Problem: Copy the data precisely, character for character, and leave out every picture.

[start Dataset content]

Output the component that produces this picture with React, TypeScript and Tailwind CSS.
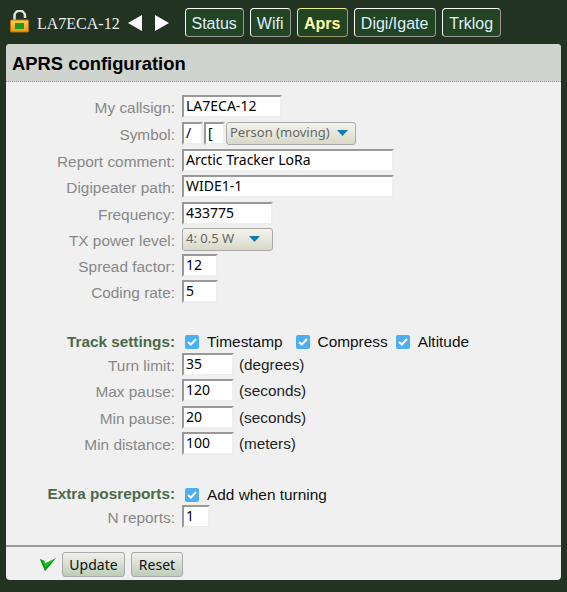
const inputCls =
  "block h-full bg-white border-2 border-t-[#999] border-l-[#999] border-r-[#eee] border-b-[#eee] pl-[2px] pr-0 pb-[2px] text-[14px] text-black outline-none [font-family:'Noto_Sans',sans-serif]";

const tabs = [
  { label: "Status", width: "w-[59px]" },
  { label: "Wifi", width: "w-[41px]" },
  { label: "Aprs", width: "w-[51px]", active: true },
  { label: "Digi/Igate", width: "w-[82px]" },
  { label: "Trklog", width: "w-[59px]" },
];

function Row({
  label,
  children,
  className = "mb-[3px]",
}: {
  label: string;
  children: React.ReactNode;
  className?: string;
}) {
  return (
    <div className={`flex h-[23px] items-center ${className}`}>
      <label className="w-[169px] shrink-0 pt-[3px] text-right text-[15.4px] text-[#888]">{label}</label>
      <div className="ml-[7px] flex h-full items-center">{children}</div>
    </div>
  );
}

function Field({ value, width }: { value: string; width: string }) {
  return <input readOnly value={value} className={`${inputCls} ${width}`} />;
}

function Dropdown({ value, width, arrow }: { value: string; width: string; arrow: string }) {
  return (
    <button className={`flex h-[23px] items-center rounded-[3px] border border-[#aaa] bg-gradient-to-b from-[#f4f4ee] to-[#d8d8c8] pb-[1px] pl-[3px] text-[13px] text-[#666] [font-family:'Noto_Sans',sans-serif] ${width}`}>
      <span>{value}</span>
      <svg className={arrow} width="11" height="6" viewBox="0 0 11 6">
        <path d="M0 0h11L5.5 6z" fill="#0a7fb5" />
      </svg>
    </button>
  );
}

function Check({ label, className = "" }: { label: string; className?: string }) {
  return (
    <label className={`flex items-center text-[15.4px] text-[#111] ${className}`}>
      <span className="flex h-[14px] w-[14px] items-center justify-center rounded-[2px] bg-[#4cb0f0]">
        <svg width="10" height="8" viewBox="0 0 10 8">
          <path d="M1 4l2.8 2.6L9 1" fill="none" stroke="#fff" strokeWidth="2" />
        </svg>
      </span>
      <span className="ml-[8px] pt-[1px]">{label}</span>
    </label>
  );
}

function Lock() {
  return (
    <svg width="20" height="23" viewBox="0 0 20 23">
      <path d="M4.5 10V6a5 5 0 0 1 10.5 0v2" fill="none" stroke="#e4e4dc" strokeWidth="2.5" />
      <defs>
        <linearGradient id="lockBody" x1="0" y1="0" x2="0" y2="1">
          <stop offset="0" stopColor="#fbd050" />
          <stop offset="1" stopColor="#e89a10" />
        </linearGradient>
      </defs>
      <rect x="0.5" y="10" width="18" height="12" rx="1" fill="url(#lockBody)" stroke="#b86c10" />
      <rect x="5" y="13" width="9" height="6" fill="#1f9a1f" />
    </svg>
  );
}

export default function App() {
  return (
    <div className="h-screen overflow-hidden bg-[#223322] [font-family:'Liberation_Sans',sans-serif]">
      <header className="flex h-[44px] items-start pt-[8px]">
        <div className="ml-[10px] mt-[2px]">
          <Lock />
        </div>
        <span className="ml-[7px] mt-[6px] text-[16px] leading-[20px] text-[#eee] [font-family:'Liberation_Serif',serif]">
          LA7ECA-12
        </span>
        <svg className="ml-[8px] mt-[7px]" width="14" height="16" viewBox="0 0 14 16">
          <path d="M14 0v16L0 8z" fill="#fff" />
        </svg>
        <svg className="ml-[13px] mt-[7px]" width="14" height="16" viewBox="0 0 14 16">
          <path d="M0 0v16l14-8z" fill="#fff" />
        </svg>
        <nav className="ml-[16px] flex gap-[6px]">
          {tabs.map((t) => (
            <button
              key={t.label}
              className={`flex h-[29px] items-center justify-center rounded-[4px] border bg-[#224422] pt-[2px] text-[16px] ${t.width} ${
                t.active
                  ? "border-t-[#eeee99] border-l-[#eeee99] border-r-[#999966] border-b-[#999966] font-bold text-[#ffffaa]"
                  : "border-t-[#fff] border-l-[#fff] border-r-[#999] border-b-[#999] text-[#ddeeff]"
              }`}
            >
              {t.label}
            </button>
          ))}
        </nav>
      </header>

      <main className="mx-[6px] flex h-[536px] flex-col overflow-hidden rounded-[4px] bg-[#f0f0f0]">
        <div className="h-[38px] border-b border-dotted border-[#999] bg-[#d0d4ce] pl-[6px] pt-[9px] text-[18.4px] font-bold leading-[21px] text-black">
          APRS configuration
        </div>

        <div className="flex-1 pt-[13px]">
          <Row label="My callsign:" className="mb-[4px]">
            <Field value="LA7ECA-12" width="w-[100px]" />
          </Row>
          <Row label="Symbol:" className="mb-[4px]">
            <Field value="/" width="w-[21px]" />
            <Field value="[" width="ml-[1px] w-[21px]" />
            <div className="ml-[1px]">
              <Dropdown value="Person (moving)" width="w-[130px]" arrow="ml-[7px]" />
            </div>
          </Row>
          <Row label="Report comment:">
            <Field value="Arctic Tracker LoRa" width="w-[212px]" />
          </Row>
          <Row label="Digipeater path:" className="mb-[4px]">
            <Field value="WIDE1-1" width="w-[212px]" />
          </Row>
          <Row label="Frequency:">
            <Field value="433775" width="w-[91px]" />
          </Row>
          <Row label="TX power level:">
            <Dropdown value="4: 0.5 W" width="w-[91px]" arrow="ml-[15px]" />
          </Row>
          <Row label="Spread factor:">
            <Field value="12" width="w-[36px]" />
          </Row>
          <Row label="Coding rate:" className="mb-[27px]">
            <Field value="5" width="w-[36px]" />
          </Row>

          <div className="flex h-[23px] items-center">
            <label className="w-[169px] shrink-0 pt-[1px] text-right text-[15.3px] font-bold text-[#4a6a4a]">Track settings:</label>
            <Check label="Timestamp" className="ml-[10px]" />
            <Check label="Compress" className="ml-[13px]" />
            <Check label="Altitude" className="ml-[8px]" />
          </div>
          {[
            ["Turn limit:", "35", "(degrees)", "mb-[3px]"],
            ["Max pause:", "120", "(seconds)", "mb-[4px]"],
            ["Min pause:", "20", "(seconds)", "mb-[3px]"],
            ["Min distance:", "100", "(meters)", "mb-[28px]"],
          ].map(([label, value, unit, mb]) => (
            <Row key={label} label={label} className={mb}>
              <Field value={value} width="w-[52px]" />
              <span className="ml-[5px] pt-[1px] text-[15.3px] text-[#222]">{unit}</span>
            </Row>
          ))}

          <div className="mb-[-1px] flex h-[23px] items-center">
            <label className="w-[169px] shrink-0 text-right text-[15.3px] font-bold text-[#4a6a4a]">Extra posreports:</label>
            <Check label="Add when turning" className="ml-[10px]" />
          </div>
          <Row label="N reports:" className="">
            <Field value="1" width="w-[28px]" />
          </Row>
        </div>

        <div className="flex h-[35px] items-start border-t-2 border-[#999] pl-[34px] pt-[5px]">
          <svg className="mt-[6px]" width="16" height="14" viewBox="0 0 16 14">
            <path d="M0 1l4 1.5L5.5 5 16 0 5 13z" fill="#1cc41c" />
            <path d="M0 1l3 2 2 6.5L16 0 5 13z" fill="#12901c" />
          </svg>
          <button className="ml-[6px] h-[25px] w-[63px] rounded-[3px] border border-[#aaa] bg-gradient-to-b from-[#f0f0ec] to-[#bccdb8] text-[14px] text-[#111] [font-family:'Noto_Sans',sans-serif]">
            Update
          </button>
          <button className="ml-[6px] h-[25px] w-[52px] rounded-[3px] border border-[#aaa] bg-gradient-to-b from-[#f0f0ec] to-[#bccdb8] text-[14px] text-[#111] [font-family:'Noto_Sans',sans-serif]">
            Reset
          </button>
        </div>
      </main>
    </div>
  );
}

[end Dataset content]

Output below:
Output the component that produces this picture with React, TypeScript and Tailwind CSS.
const inputCls =
  "block h-full bg-white border-2 border-t-[#999] border-l-[#999] border-r-[#eee] border-b-[#eee] pl-[2px] pr-0 pb-[2px] text-[14px] text-black outline-none [font-family:'Noto_Sans',sans-serif]";

const tabs = [
  { label: "Status", width: "w-[59px]" },
  { label: "Wifi", width: "w-[41px]" },
  { label: "Aprs", width: "w-[51px]", active: true },
  { label: "Digi/Igate", width: "w-[82px]" },
  { label: "Trklog", width: "w-[59px]" },
];

function Row({
  label,
  children,
  className = "mb-[3px]",
}: {
  label: string;
  children: React.ReactNode;
  className?: string;
}) {
  return (
    <div className={`flex h-[23px] items-center ${className}`}>
      <label className="w-[169px] shrink-0 pt-[3px] text-right text-[15.4px] text-[#888]">{label}</label>
      <div className="ml-[7px] flex h-full items-center">{children}</div>
    </div>
  );
}

function Field({ value, width }: { value: string; width: string }) {
  return <input readOnly value={value} className={`${inputCls} ${width}`} />;
}

function Dropdown({ value, width, arrow }: { value: string; width: string; arrow: string }) {
  return (
    <button className={`flex h-[23px] items-center rounded-[3px] border border-[#aaa] bg-gradient-to-b from-[#f4f4ee] to-[#d8d8c8] pb-[1px] pl-[3px] text-[13px] text-[#666] [font-family:'Noto_Sans',sans-serif] ${width}`}>
      <span>{value}</span>
      <svg className={arrow} width="11" height="6" viewBox="0 0 11 6">
        <path d="M0 0h11L5.5 6z" fill="#0a7fb5" />
      </svg>
    </button>
  );
}

function Check({ label, className = "" }: { label: string; className?: string }) {
  return (
    <label className={`flex items-center text-[15.4px] text-[#111] ${className}`}>
      <span className="flex h-[14px] w-[14px] items-center justify-center rounded-[2px] bg-[#4cb0f0]">
        <svg width="10" height="8" viewBox="0 0 10 8">
          <path d="M1 4l2.8 2.6L9 1" fill="none" stroke="#fff" strokeWidth="2" />
        </svg>
      </span>
      <span className="ml-[8px] pt-[1px]">{label}</span>
    </label>
  );
}

function Lock() {
  return (
    <svg width="20" height="23" viewBox="0 0 20 23">
      <path d="M4.5 10V6a5 5 0 0 1 10.5 0v2" fill="none" stroke="#e4e4dc" strokeWidth="2.5" />
      <defs>
        <linearGradient id="lockBody" x1="0" y1="0" x2="0" y2="1">
          <stop offset="0" stopColor="#fbd050" />
          <stop offset="1" stopColor="#e89a10" />
        </linearGradient>
      </defs>
      <rect x="0.5" y="10" width="18" height="12" rx="1" fill="url(#lockBody)" stroke="#b86c10" />
      <rect x="5" y="13" width="9" height="6" fill="#1f9a1f" />
    </svg>
  );
}

export default function App() {
  return (
    <div className="h-screen overflow-hidden bg-[#223322] [font-family:'Liberation_Sans',sans-serif]">
      <header className="flex h-[44px] items-start pt-[8px]">
        <div className="ml-[10px] mt-[2px]">
          <Lock />
        </div>
        <span className="ml-[7px] mt-[6px] text-[16px] leading-[20px] text-[#eee] [font-family:'Liberation_Serif',serif]">
          LA7ECA-12
        </span>
        <svg className="ml-[8px] mt-[7px]" width="14" height="16" viewBox="0 0 14 16">
          <path d="M14 0v16L0 8z" fill="#fff" />
        </svg>
        <svg className="ml-[13px] mt-[7px]" width="14" height="16" viewBox="0 0 14 16">
          <path d="M0 0v16l14-8z" fill="#fff" />
        </svg>
        <nav className="ml-[16px] flex gap-[6px]">
          {tabs.map((t) => (
            <button
              key={t.label}
              className={`flex h-[29px] items-center justify-center rounded-[4px] border bg-[#224422] pt-[2px] text-[16px] ${t.width} ${
                t.active
                  ? "border-t-[#eeee99] border-l-[#eeee99] border-r-[#999966] border-b-[#999966] font-bold text-[#ffffaa]"
                  : "border-t-[#fff] border-l-[#fff] border-r-[#999] border-b-[#999] text-[#ddeeff]"
              }`}
            >
              {t.label}
            </button>
          ))}
        </nav>
      </header>

      <main className="mx-[6px] flex h-[536px] flex-col overflow-hidden rounded-[4px] bg-[#f0f0f0]">
        <div className="h-[38px] border-b border-dotted border-[#999] bg-[#d0d4ce] pl-[6px] pt-[9px] text-[18.4px] font-bold leading-[21px] text-black">
          APRS configuration
        </div>

        <div className="flex-1 pt-[13px]">
          <Row label="My callsign:" className="mb-[4px]">
            <Field value="LA7ECA-12" width="w-[100px]" />
          </Row>
          <Row label="Symbol:" className="mb-[4px]">
            <Field value="/" width="w-[21px]" />
            <Field value="[" width="ml-[1px] w-[21px]" />
            <div className="ml-[1px]">
              <Dropdown value="Person (moving)" width="w-[130px]" arrow="ml-[7px]" />
            </div>
          </Row>
          <Row label="Report comment:">
            <Field value="Arctic Tracker LoRa" width="w-[212px]" />
          </Row>
          <Row label="Digipeater path:" className="mb-[4px]">
            <Field value="WIDE1-1" width="w-[212px]" />
          </Row>
          <Row label="Frequency:">
            <Field value="433775" width="w-[91px]" />
          </Row>
          <Row label="TX power level:">
            <Dropdown value="4: 0.5 W" width="w-[91px]" arrow="ml-[15px]" />
          </Row>
          <Row label="Spread factor:">
            <Field value="12" width="w-[36px]" />
          </Row>
          <Row label="Coding rate:" className="mb-[27px]">
            <Field value="5" width="w-[36px]" />
          </Row>

          <div className="flex h-[23px] items-center">
            <label className="w-[169px] shrink-0 pt-[1px] text-right text-[15.3px] font-bold text-[#4a6a4a]">Track settings:</label>
            <Check label="Timestamp" className="ml-[10px]" />
            <Check label="Compress" className="ml-[13px]" />
            <Check label="Altitude" className="ml-[8px]" />
          </div>
          {[
            ["Turn limit:", "35", "(degrees)", "mb-[3px]"],
            ["Max pause:", "120", "(seconds)", "mb-[4px]"],
            ["Min pause:", "20", "(seconds)", "mb-[3px]"],
            ["Min distance:", "100", "(meters)", "mb-[28px]"],
          ].map(([label, value, unit, mb]) => (
            <Row key={label} label={label} className={mb}>
              <Field value={value} width="w-[52px]" />
              <span className="ml-[5px] pt-[1px] text-[15.3px] text-[#222]">{unit}</span>
            </Row>
          ))}

          <div className="mb-[-1px] flex h-[23px] items-center">
            <label className="w-[169px] shrink-0 text-right text-[15.3px] font-bold text-[#4a6a4a]">Extra posreports:</label>
            <Check label="Add when turning" className="ml-[10px]" />
          </div>
          <Row label="N reports:" className="">
            <Field value="1" width="w-[28px]" />
          </Row>
        </div>

        <div className="flex h-[35px] items-start border-t-2 border-[#999] pl-[34px] pt-[5px]">
          <svg className="mt-[6px]" width="16" height="14" viewBox="0 0 16 14">
            <path d="M0 1l4 1.5L5.5 5 16 0 5 13z" fill="#1cc41c" />
            <path d="M0 1l3 2 2 6.5L16 0 5 13z" fill="#12901c" />
          </svg>
          <button className="ml-[6px] h-[25px] w-[63px] rounded-[3px] border border-[#aaa] bg-gradient-to-b from-[#f0f0ec] to-[#bccdb8] text-[14px] text-[#111] [font-family:'Noto_Sans',sans-serif]">
            Update
          </button>
          <button className="ml-[6px] h-[25px] w-[52px] rounded-[3px] border border-[#aaa] bg-gradient-to-b from-[#f0f0ec] to-[#bccdb8] text-[14px] text-[#111] [font-family:'Noto_Sans',sans-serif]">
            Reset
          </button>
        </div>
      </main>
    </div>
  );
}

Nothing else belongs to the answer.